Monday, December 26, 2011

Mind and Matter

Artist Vipin K. Nair focuses on thoughts that exists in one’s mind and the miracle of nature

Photo: Vipin K. Nair standing next to 'Freedom from roots'

By Shevlin Sebastian

One day, when Vipin K. Nair was eight years old, the class finished early. Whenever that happened his mother told him he should wait under the huge tree by the side of the road near the Shree Dharma Paripalana Yogam school at Palluruthy where he studied.

But while he was waiting, he suddenly felt sleepy. So, he went and lay down on the thick grass near the tree. Unfortunately, he could not be seen from the road. Soon, his parents and neighbours began to search frantically for him. At 6 p.m., Vipin got up and came to the road. It was getting dark; he began crying. But a neighbour who had gone to the school to do a check saw him and finally brought him home.

It was this memory that was a trigger for Vipin’s acrylic on canvas, ‘Freedom from roots’. Done in grey and black, it shows a huge overhanging tree with thick roots and foliage.
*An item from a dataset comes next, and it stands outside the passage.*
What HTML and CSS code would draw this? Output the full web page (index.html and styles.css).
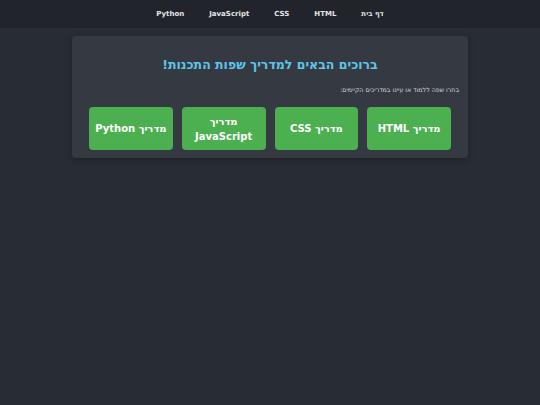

At the bottom lies a boy, who is in a deep sleep, his right leg stretched out. In the undergrowth, a few mushrooms can be seen. There are roots that look like snakes.

If you step back, you can detect a face: cold eyes, a long nose, and a baleful grin. On the left is a woman, sitting with an upraised right leg and her long hair is flowing out onto the foliage. On the opposite side is another woman, her bare buttocks facing the viewer, with a side view of a protruding breast.

“The reason why I have shown the women is because they are motherly and offer protection and shade to those around them, including their husbands and children,” says Vipin. “That is the same function of the huge tree, which offers a home to so many small insects, apart from man.”

Nature has been the theme of many paintings. In one acrylic on canvas there are red-winged beetles moving around on green leaves and plants. Vipin has also drawn a volcano, before it has erupted, and has put in several embedded images. So there is a mountaintop that looks like two eyes staring back at you. The vent of the volcano gives the impression of it being a large eye or the entrance to a cave.

“Yes, I like to put several clues in a drawing,” says Vipin. “It is not just a volcano. There are people in it, and different moods have been expressed.”

So, in that sense, his paintings, a total of 16, even though they are abstract, can still be decoded with ease. He has also done a few paintings, which is a physical expression of thoughts. So there are lines which go left and right, up and down, some blood-red in colour, indicating the chaotic mind of modern man.

“I did this series on nature and the mind, because both are remarkable,” he says. “I would call them miracles of life. Nature keeps changing all the time, while the human mind, if its power is properly harnessed, can achieve anything.”

This is Vipin’s fourth solo exhibition. A graphic designer by day, he works late into the night on his paintings. “I am self-taught, but painting has been my passion for many years,” he says.